An Italian case of war mongering
With Mario Draghi in power and plans to succeed Stoltenberg as the next Secretary General of NATO when he steps down this year in the autumn, Italy joined the EU's efforts to flood Ukraine with weapons in the first ranks. Draghi has been rushing so much that the Italian government began sending the arms even before this very step was even discussed and approved by the parliament. To drag Italy into the very mess of the ongoing crisis and to present himself and Italy as one of the motors of NATO unity and militarism was the most appropriate thing to do for Mario Draghi to meet his goals. After the governmental crisis, the new government, surprising (not so much, to be honest), continued on the same track, being unable to do anything but continue the track shaped by Mario Draghi, which plunged the country into the epicentre of the cataclysm.
But economically, the country is not ready for such a role, having been acutely damaged by the COVID crisis, and according to the data, it is short on military resources.
Though Italy has never been in the focus of my research interests, I
came across a quite interesting Italian report published by the Italian Defense Research and Analysis Institute. Despite having a very boring title, it has quite fascinating revelations. According to the document, the military budget was critically small and insufficient before the conflict, and it became critically insufficient taking into account the current developments and Italian approaches. Since 2008, the Italian budget in relation to GDP has grown just on 0,02% from 1,35 to 1,38, (from 21.132,4 M€ in 2008 to 25.956,1 M€), despite the obvious rise of geopolitical threats that were expanding throughout the past years.

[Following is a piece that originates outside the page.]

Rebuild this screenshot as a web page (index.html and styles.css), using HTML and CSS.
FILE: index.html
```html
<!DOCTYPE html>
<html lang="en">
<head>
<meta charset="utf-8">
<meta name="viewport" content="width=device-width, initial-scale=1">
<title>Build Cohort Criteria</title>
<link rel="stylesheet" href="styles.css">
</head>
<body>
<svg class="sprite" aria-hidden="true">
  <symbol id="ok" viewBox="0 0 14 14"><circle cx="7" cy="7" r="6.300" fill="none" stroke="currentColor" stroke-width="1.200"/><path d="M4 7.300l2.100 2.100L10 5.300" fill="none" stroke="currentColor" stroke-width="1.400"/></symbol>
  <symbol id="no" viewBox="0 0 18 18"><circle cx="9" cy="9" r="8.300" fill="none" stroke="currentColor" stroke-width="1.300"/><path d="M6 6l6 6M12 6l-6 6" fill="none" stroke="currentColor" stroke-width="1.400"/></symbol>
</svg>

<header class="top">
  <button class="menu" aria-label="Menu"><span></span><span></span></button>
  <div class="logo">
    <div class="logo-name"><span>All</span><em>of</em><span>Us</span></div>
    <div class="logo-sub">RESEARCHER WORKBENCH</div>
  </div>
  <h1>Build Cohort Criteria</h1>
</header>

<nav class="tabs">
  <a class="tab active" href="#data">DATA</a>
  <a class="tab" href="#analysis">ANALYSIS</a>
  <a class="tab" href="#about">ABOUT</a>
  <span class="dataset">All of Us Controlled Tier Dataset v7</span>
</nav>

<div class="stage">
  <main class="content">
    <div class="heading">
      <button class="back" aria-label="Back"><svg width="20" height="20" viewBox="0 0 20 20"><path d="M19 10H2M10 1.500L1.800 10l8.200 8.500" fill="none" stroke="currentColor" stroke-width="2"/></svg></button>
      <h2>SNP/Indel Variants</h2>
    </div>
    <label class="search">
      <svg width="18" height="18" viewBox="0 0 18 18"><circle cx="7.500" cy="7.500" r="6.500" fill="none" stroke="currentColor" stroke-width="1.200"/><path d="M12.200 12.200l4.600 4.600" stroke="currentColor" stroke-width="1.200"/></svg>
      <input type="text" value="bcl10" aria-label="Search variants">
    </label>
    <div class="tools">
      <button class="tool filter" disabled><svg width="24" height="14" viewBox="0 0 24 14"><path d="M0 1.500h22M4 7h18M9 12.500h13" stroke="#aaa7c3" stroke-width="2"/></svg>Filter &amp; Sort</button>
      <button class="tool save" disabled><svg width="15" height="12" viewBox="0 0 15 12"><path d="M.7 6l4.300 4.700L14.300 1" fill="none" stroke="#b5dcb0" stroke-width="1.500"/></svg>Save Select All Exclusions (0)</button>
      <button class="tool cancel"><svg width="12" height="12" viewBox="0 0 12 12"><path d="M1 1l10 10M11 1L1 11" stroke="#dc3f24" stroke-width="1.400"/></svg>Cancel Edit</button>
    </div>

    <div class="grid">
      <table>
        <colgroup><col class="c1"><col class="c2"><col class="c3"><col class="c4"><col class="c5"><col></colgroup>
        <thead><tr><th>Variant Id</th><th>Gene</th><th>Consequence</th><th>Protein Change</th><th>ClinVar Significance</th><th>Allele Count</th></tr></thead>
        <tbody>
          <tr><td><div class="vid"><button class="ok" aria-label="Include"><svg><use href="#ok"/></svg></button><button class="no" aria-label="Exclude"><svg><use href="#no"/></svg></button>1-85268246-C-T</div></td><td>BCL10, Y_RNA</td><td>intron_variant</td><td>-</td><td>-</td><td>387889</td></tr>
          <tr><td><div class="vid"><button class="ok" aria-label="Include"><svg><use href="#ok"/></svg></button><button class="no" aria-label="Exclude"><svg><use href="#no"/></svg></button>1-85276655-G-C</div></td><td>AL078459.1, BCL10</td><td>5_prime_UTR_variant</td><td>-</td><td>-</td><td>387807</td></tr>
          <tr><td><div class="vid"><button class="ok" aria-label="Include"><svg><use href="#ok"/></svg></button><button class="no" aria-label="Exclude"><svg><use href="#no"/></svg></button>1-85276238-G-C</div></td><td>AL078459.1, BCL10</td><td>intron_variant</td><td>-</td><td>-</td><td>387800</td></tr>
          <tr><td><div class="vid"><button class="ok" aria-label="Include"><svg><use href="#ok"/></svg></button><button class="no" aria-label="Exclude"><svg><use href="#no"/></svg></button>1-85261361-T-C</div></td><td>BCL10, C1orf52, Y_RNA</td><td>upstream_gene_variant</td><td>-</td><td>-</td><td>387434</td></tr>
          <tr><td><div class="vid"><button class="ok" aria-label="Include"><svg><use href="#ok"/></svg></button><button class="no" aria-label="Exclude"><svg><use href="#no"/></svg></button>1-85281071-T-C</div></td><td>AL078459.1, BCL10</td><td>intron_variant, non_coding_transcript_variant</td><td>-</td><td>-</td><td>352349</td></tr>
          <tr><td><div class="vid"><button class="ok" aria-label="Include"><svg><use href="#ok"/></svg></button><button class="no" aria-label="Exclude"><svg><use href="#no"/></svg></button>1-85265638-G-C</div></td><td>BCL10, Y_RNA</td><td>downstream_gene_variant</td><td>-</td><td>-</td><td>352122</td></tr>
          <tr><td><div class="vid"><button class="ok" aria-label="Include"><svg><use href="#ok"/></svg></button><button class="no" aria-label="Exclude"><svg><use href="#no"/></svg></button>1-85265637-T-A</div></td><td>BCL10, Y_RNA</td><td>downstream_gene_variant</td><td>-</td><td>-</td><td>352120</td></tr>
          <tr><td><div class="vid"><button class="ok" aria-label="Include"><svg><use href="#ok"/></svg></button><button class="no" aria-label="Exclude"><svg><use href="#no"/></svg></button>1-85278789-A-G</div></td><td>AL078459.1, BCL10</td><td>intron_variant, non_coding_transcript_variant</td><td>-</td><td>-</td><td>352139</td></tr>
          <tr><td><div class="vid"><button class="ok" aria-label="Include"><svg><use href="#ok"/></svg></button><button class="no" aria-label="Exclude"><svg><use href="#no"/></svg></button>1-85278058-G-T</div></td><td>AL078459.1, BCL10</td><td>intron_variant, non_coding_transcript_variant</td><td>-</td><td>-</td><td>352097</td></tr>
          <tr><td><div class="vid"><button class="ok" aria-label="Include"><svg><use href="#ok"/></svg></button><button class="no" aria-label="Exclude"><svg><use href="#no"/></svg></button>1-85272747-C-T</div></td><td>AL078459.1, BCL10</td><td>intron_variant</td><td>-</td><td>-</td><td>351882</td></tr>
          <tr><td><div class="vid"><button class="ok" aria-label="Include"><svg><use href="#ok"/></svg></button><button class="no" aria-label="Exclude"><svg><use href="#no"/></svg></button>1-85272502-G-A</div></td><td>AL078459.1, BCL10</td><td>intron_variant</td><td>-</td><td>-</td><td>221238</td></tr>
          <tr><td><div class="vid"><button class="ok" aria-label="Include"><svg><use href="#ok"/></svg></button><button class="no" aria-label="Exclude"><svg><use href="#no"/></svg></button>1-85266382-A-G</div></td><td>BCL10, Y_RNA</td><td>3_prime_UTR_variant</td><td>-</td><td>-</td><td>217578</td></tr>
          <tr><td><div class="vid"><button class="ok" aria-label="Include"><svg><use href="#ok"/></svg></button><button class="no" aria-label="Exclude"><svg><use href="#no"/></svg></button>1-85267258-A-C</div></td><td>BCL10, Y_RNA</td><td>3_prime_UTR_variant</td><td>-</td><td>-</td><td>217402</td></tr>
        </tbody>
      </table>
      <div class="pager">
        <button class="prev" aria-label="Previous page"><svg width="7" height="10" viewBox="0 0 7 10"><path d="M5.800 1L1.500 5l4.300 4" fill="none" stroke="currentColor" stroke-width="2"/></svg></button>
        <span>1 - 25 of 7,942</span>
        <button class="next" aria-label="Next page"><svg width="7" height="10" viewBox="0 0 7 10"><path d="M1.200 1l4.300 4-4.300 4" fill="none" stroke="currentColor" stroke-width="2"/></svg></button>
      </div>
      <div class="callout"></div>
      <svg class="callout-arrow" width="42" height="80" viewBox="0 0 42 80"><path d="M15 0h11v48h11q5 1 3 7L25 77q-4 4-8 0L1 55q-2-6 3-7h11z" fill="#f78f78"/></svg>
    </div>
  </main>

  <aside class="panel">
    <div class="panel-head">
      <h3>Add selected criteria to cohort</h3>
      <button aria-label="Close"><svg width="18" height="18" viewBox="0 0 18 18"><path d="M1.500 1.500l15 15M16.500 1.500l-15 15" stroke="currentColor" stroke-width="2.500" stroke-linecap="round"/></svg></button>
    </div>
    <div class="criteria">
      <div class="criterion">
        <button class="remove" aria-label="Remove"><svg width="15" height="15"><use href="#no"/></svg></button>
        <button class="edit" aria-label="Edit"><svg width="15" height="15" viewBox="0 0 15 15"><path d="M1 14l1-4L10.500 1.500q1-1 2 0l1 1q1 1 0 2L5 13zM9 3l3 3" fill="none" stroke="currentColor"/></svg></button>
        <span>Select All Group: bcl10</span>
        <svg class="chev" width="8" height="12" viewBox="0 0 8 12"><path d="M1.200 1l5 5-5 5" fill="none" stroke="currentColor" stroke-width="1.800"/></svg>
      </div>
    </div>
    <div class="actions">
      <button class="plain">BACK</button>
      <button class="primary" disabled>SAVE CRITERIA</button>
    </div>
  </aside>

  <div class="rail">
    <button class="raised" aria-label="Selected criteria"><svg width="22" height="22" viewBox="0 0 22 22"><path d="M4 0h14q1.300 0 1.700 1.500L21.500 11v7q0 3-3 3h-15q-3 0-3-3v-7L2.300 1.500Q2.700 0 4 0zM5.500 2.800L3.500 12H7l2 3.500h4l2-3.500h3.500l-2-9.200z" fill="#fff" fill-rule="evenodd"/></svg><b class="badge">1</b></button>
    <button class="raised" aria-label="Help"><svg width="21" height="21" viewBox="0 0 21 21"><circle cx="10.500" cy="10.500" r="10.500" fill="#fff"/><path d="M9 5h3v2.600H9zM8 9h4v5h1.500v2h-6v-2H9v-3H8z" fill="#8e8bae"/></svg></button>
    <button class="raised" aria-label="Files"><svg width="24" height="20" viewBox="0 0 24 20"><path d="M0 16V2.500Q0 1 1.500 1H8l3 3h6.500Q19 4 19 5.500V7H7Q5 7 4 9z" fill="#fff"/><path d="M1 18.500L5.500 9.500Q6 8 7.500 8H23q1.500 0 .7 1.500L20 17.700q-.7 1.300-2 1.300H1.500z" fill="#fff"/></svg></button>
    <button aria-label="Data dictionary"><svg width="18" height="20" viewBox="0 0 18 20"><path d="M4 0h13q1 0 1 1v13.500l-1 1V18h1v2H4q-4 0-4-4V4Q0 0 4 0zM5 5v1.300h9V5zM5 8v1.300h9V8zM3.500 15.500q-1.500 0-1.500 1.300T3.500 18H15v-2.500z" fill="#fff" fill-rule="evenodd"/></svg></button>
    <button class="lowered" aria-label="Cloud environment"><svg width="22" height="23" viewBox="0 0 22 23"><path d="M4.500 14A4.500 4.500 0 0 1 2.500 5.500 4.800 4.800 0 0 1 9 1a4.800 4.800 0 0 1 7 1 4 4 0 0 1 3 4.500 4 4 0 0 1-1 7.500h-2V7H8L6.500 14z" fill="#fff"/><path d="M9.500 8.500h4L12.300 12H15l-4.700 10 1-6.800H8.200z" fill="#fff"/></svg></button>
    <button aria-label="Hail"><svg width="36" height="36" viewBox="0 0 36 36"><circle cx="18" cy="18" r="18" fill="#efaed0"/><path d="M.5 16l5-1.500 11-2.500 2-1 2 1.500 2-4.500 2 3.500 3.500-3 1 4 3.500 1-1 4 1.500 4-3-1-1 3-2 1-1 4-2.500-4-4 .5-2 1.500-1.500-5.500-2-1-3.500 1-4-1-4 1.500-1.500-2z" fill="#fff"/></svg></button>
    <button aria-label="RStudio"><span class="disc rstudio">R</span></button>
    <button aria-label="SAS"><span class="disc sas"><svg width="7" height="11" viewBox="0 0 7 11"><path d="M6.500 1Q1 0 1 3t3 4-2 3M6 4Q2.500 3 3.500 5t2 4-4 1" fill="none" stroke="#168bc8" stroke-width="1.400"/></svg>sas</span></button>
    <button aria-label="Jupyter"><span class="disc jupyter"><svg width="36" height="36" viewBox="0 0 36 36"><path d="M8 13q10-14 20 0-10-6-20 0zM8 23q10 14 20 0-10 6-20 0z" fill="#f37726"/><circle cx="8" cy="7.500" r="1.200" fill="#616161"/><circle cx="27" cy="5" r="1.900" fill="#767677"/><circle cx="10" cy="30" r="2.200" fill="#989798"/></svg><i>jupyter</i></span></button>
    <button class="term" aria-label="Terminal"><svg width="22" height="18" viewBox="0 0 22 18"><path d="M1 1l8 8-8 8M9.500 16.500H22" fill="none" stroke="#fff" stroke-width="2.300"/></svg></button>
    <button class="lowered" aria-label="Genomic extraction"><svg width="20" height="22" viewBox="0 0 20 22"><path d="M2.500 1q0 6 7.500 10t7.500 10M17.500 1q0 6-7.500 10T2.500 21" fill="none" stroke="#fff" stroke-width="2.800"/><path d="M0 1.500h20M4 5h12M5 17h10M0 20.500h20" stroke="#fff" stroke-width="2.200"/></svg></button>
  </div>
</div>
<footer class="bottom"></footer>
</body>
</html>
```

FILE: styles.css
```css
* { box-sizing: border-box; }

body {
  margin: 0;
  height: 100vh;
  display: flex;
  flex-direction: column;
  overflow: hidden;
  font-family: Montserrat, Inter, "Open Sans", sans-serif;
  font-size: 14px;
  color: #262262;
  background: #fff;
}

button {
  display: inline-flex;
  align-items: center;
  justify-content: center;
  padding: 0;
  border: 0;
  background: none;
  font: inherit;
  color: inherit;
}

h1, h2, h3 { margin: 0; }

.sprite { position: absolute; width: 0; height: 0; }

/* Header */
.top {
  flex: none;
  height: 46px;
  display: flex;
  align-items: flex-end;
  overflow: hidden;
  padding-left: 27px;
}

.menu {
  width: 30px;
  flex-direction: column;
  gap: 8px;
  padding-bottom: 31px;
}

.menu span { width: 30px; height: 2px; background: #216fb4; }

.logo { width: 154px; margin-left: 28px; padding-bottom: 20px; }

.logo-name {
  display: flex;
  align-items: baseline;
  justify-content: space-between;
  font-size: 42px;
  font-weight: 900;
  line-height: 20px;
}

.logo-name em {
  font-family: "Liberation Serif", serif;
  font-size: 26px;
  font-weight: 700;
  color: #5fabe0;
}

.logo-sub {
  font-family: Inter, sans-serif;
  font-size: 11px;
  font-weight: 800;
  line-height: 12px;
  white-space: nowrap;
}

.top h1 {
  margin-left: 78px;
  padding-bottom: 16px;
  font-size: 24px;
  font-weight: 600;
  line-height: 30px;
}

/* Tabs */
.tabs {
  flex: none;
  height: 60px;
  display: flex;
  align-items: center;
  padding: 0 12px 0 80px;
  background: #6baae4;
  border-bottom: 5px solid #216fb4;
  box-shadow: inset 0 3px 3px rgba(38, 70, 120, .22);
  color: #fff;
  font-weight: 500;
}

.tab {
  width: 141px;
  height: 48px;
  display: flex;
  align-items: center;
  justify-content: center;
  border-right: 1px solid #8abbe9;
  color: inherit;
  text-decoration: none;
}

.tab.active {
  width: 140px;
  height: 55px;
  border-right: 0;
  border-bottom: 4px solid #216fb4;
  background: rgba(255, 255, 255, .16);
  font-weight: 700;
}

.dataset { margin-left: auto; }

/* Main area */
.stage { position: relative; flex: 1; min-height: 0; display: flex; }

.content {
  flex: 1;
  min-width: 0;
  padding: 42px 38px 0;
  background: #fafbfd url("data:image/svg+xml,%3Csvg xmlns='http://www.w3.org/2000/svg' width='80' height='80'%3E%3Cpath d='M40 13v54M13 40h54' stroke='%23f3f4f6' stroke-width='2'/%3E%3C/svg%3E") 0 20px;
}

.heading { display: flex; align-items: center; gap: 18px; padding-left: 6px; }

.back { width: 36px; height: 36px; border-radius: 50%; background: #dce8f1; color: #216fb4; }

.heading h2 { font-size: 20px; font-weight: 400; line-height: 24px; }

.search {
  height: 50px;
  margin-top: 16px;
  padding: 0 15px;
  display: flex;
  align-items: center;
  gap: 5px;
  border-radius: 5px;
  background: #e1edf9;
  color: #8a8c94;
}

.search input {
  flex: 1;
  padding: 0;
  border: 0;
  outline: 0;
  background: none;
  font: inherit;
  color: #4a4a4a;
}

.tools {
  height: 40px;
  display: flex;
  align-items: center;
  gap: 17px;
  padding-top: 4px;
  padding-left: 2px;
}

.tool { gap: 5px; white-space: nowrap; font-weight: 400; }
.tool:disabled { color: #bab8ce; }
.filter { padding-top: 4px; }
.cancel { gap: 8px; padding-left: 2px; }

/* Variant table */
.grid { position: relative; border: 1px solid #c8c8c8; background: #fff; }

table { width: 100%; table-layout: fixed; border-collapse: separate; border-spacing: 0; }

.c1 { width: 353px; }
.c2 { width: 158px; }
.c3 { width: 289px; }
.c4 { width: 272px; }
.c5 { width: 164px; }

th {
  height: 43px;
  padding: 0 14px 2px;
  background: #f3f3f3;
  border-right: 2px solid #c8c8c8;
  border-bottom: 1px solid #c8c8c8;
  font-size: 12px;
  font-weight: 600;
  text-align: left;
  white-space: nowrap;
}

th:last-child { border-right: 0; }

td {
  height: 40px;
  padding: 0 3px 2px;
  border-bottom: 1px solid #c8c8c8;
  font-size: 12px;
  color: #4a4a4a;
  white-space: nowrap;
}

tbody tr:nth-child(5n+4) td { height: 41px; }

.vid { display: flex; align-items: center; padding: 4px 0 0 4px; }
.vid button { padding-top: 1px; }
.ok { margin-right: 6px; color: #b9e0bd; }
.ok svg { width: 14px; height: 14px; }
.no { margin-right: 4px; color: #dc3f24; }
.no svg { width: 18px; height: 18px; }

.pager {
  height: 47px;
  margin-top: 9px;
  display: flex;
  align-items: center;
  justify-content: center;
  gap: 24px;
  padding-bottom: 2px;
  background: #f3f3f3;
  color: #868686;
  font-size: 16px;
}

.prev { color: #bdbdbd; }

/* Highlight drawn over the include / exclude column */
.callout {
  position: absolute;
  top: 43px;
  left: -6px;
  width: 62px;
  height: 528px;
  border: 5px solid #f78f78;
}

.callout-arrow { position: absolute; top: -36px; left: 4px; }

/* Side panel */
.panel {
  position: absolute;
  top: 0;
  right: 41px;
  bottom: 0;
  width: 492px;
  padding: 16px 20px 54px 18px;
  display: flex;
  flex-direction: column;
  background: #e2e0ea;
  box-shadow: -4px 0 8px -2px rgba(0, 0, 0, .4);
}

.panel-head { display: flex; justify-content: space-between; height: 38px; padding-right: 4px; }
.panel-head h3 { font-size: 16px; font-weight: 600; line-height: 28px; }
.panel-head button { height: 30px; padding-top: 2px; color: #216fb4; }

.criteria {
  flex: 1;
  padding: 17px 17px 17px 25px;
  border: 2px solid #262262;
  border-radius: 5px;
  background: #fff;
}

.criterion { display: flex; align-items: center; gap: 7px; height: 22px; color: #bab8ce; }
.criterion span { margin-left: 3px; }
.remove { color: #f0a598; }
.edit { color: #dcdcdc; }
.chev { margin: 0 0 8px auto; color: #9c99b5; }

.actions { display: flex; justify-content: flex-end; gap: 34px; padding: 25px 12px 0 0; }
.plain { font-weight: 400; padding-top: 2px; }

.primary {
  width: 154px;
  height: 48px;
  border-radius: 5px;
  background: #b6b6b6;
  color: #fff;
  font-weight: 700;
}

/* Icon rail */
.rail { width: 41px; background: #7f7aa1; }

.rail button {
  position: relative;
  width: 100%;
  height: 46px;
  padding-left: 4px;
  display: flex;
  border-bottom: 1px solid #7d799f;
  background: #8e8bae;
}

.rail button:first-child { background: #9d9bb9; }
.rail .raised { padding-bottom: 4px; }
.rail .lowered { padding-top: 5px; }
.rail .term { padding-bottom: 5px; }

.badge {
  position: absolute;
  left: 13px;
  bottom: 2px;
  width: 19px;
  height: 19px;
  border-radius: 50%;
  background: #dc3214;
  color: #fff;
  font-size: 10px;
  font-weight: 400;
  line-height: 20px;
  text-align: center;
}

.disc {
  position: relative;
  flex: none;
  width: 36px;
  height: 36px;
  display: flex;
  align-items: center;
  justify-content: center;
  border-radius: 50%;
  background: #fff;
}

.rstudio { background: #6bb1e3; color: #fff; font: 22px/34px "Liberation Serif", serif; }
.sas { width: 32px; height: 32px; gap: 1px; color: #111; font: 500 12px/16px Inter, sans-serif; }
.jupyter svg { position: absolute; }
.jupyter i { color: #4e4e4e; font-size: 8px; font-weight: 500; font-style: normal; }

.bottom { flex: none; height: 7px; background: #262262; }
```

The country that has been positioning itself as a NATO motor, encouraging the countries to support Ukraine by all means, has little chance of enlarging its budget, but at the same time has had to cut certain expenditures and shorten its military personnel to balance the distribution of resources in the military sector and at the same time to cover the debts. The inner imbalance of the defense structure, caused by imbalanced resource distribution multiplied by resource insufficiency, influences the functionality of the Italian defense sector and harms Italy's capacity to fulfill its commitments to NATO.